_Task objective:_ Check every line of the entries for "this", and copy the lines that hold it.

_Record excerpts:_
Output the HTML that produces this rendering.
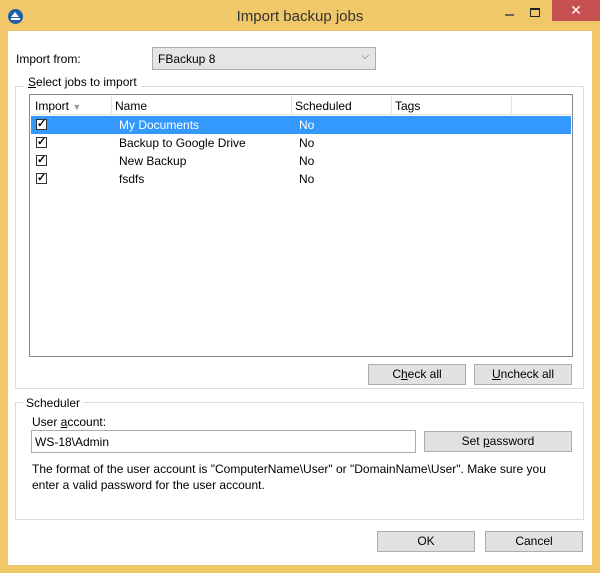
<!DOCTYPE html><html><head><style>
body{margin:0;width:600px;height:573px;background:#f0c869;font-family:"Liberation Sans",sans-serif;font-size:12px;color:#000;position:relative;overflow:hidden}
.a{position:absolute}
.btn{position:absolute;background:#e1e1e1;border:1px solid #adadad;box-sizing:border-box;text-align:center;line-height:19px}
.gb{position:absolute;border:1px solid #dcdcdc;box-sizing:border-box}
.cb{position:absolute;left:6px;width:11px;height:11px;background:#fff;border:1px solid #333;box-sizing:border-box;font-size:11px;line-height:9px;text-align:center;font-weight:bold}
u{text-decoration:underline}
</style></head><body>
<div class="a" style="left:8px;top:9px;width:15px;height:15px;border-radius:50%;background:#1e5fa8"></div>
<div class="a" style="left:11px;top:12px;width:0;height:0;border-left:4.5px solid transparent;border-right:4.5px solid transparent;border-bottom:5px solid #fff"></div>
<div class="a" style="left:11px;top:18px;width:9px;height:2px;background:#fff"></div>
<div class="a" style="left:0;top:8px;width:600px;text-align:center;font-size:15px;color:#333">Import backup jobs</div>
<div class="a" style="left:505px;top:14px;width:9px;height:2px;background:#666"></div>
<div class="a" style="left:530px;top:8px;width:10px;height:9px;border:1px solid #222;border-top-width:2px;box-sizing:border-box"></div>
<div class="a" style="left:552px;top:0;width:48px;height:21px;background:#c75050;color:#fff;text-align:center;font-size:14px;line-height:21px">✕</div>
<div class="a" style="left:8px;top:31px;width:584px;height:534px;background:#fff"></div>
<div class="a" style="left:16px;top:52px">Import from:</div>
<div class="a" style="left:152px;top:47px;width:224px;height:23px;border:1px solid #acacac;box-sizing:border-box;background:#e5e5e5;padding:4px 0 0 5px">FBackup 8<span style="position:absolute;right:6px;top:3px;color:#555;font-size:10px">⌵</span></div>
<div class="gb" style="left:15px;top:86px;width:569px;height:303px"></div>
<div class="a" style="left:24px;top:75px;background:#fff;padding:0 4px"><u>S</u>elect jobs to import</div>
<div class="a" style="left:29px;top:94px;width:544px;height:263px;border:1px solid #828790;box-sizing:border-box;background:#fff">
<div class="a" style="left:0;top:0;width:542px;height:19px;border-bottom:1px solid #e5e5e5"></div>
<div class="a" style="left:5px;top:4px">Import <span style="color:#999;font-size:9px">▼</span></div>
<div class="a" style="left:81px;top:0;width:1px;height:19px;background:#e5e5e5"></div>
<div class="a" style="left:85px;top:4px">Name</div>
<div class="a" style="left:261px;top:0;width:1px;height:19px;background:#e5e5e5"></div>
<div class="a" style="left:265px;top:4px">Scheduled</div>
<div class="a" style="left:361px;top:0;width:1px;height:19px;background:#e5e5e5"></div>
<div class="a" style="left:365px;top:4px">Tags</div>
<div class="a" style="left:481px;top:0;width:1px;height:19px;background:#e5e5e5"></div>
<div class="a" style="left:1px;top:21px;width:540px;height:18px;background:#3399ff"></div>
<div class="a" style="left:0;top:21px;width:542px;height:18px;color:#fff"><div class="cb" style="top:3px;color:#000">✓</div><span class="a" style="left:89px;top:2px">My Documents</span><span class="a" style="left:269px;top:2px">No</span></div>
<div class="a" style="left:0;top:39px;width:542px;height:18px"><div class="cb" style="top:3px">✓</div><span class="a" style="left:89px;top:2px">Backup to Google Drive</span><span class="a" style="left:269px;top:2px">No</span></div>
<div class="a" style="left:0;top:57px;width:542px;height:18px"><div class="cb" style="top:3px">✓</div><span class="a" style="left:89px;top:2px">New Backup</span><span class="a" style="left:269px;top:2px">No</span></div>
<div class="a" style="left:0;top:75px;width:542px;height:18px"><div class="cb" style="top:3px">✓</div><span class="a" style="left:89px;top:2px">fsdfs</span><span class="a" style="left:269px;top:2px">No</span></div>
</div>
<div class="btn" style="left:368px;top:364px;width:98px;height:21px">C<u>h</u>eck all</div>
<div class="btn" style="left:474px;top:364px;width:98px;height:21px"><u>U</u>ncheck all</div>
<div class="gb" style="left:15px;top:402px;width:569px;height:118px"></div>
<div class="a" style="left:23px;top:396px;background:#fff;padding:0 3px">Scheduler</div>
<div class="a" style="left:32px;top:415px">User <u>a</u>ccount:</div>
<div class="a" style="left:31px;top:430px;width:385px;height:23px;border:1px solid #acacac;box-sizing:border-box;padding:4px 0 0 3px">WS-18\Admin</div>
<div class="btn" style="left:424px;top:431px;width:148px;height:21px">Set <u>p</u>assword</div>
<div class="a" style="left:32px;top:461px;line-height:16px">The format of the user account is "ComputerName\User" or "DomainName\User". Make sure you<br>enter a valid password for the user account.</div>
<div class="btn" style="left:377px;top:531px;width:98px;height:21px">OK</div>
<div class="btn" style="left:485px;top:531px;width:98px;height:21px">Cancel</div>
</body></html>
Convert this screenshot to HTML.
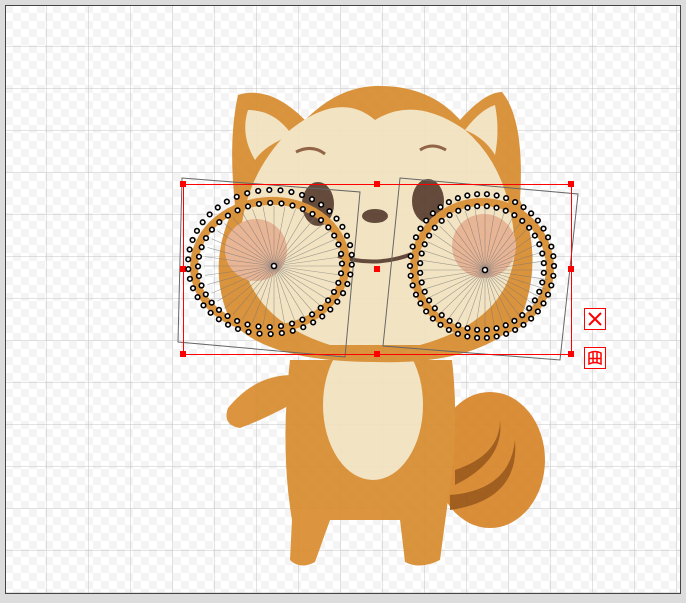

_Task solution:_
Output the HTML that produces this rendering.
Convert this screenshot to HTML.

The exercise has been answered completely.